Residents across Barbados are urged to avoid burning rubbish, and to consider alternative ways of disposing of their clippings, trimmings, grass, leaves and other forms of household waste.

Chief Fire Officer, Errol Maynard, has suggested that persons should consider chipping, composting, mulching, and reducing, reusing and recycling their waste as possible alternatives.

“Taking a match or naked flame to your yard waste may seem like an easy and efficient way to dispose of your clippings, trimmings, grass, leaves and household waste, but burning yard waste is illegal and unhealthy,” Mr. Maynard warned.

He reminded residents that they were now required to obtain a permit before burning waste under the Fire Service Fee Order, which took effect on April 1.

However, Mr. Maynard encouraged persons to consider using a chipper or shredder to convert branches and yard waste into useful mulch or compost pile. 

He added that those who wanted to consider composting could convert dead leaves and grass clippings into healthy food for their plants and yard rather than polluting the air.

“Composting is a convenient and affordable way to manage yard waste.  Compost also supports soil organisms and decomposed organic compounds, including manure, plant residue, and pesticides, preventing them from entering water and becoming pollutants,” he pointed out.

The Fire Chief further advised that persons should start the process of mulching their leaves and twigs by cutting with a lawnmower to return nutrients to the grass.

The Fire Chief said composting is another convenient and affordable way to manage yard waste. (Stock Photo)

Another alternative put forward by the Fire Chief was putting garbage out for collection by the Sanitation Service Authority, or separating recyclables from the garbage and taking them to one of the recycling centres.

Mr. Maynard urged persons to consider these alternatives as open burning releases harmful chemicals into the atmosphere that could affect human health and the environment.

“The type of pollutants being emitted depends on what is being burned.

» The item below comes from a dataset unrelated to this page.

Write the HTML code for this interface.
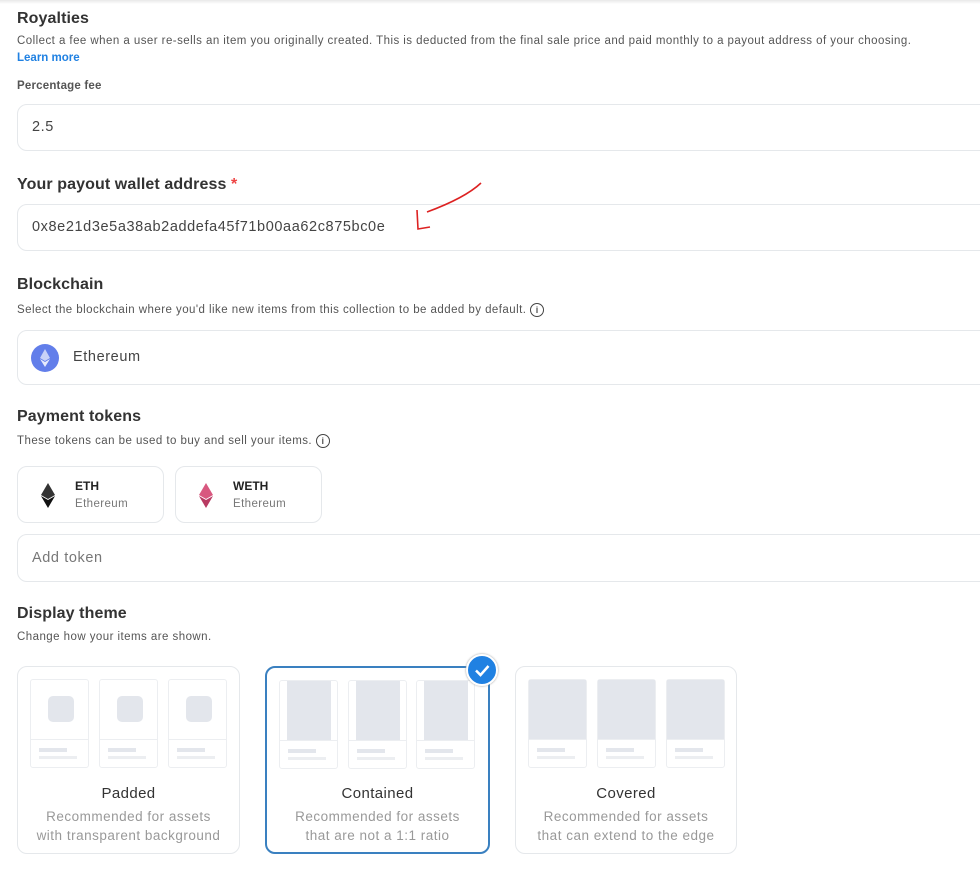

Smoke from burning vegetation and organic materials contains toxic gases such as carbon monoxide, carbon dioxide, other greenhouse gases, nitrogen oxides, hydrocarbons, and particulate matter that is small enough to enter the lungs and affect the respiratory system,” he explained.

He added that depending on what was being burnt, smoke from open burning could irritate the eyes, nose, and throat; cause rashes, nausea and headaches; damage the lungs and contribute to breathing difficulties; cause or aggravate respiratory ailments such as asthma, bronchitis, and emphysema; or cause serious diseases such as cancer.

“People with existing health conditions, the elderly and young children, are especially vulnerable to the adverse effects of smoke,” he warned.